Inverter and Dump Load Control:

The performance of the inverter and dump load controllers was further validated through their fast response times in following their respective reference values. As shown in Figure 116 and Figure 117, the inductor current of the buck converter $I_{Lbkref}$ attained its reference value in less than 0.001 s, and the measured load voltage attained the reference voltage value in less than 0.01 s (Figure 93), indicating the high-speed operation of the inverter’s current controller and confirming the excellent performance and robustness of the dump load controller, which employed an integral backstepping controller for current regulation and a Lyapunov-based controller for electrolyzer voltage regulation.

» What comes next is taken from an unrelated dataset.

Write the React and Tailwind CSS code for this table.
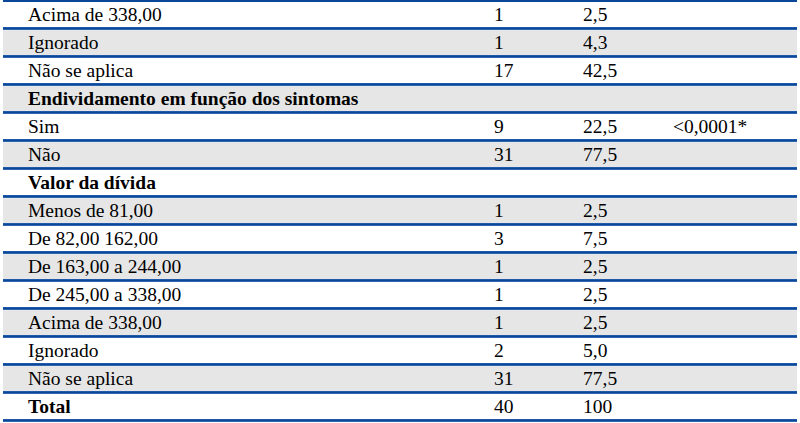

The irradiation is depicted in Figure 118 and the current of the load is depicted in Figure 119 and the wind conditions (described in Section 2.3).

4. Conclusions

This work presents a robust and comprehensive control strategy for voltage regulation in DC microgrids, validated through extensive simulation studies. The proposed decentralized control scheme exhibits excellent performance under both steady-state and transient conditions, effectively regulating voltage even in the presence of linear, nonlinear, and unbalanced load profiles. The system consistently maintains sinusoidal and symmetrical voltage waveforms, with fast dynamic response and low overshoot, thereby ensuring high power quality and operational reliability. The decentralized nature of the control architecture, which relies solely on local measurements, eliminates the need for communication between distributed units, enhancing the system’s scalability, modularity, and fault resilience. The theoretical stability of the microgrid is rigorously demonstrated using Lyapunov-based methods, reinforcing the reliability of the proposed control design. A tailored control approach is employed for each component of the microgrid:

The battery system is managed using an integral backstepping current controller coupled with a super-twisting algorithm (STA) for voltage regulation.

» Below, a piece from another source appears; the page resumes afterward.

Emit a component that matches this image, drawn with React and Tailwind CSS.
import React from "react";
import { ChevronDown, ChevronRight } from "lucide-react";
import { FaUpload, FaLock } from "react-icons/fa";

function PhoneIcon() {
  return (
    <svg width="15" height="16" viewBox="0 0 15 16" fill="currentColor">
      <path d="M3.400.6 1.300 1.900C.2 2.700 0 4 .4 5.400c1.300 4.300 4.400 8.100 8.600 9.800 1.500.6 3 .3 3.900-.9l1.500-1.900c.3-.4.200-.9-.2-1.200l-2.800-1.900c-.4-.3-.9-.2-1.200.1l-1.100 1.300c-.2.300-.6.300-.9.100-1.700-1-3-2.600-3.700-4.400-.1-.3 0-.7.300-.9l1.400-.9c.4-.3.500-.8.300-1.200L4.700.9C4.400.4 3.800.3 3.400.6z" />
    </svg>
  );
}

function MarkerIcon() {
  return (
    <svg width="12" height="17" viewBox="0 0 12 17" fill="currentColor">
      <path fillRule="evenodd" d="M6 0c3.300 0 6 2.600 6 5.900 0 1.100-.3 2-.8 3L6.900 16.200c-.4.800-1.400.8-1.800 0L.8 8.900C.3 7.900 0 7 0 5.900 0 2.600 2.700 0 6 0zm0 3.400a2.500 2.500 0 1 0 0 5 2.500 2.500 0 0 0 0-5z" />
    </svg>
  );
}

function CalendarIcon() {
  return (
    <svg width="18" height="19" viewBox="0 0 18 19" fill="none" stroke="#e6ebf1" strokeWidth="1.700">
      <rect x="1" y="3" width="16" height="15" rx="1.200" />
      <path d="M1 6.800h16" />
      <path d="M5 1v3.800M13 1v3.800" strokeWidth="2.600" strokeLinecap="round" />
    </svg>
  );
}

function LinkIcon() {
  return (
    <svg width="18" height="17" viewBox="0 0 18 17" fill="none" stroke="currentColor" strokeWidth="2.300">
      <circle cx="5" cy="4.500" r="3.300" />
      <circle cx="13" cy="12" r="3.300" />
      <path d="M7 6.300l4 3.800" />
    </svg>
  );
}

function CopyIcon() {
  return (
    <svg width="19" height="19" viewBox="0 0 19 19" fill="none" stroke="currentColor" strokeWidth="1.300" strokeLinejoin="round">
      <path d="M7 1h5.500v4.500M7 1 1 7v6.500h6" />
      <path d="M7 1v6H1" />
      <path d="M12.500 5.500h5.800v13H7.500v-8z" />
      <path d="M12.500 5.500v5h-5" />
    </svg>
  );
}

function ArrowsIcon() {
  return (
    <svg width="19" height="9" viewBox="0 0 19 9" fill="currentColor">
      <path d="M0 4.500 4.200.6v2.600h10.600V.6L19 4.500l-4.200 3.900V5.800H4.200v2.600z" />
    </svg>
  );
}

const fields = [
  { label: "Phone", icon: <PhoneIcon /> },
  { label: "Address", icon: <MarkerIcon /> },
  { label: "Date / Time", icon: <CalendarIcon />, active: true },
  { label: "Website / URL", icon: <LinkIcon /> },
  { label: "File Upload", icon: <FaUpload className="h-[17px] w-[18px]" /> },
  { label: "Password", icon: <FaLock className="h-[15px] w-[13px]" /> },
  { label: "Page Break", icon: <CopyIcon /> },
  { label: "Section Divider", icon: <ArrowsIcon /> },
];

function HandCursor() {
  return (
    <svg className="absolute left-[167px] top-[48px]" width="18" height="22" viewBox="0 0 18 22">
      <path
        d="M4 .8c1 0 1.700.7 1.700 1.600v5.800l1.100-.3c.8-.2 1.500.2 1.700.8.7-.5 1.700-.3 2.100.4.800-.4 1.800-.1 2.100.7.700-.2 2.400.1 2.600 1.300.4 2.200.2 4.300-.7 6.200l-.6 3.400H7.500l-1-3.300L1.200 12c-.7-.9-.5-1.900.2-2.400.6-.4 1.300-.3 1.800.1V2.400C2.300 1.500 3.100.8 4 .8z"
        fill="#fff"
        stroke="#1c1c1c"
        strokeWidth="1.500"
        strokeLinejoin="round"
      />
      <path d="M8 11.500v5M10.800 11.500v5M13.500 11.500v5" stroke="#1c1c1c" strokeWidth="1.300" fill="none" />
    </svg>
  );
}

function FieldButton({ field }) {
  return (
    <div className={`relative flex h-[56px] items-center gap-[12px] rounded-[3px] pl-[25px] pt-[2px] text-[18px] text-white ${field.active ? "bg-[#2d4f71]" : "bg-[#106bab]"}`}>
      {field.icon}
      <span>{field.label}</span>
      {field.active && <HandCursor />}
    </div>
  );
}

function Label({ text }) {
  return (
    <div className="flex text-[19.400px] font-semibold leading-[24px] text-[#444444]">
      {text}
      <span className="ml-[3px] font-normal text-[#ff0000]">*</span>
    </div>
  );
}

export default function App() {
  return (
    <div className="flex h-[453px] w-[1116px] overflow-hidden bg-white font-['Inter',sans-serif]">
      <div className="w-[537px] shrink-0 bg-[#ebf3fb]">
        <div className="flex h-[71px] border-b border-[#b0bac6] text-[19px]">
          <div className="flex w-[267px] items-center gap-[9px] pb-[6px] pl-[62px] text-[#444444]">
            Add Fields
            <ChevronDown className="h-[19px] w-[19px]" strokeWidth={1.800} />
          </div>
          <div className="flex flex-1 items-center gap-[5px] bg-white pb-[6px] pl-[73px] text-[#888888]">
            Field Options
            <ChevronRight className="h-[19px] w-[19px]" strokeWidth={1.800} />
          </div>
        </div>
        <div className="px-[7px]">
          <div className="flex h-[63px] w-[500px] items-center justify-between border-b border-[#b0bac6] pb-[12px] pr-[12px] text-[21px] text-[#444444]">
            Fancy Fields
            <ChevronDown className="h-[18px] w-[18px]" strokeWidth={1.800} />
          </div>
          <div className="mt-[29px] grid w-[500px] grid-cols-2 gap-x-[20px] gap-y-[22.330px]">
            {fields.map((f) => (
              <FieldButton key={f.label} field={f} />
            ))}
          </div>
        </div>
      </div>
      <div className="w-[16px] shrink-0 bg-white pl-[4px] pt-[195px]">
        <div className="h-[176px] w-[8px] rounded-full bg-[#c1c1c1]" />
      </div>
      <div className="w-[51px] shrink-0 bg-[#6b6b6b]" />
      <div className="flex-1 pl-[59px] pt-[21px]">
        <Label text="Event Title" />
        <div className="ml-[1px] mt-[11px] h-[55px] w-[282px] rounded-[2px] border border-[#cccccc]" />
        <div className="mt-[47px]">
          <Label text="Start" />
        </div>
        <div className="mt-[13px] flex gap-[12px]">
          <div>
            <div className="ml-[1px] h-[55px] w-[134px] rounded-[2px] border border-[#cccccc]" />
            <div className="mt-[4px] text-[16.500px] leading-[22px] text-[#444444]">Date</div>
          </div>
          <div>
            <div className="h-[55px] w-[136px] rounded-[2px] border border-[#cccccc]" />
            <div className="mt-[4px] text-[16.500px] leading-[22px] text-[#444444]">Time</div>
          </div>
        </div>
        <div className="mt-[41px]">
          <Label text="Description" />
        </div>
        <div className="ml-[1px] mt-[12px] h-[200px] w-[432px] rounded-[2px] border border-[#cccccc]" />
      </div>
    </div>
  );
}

The SOFC employs an integral backstepping current controller along with a Lyapunov-based voltage controller.

A hybrid nonlinear controller combining integral backstepping and STA is implemented for the PV generator.

The wind energy system is governed by an integral backstepping controller.

Control of the dump load (aqua-electrolyzer) involves a multi-level strategy: integral backstepping for inductor current control, a PI controller for regulating the DC-link voltage, and a Lyapunov-based approach for managing the electrolyzer voltage.

The load-side voltage source inverter (VSI) is controlled using an integral backstepping method.

Simulation results validate the effectiveness and robustness of the proposed controllers across various operating conditions. The system exhibits strong voltage regulation performance and stable behavior under dynamic and complex loading scenarios. Furthermore, the control strategy’s performance under unbalanced single-phase load conditions highlights the capability of the four-leg inverter configuration. The system successfully maintains voltage waveform quality, ensures accurate voltage tracking, stabilizes the DC-link voltage, mitigates neutral current disturbances, and achieves phase decoupling. These attributes confirm the suitability of the proposed control framework for practical deployment in decentralized energy systems, particularly in applications characterized by variable or unpredictable loads—such as residential microgrids, renewable energy sources, and industrial settings with significant single-phase equipment presence.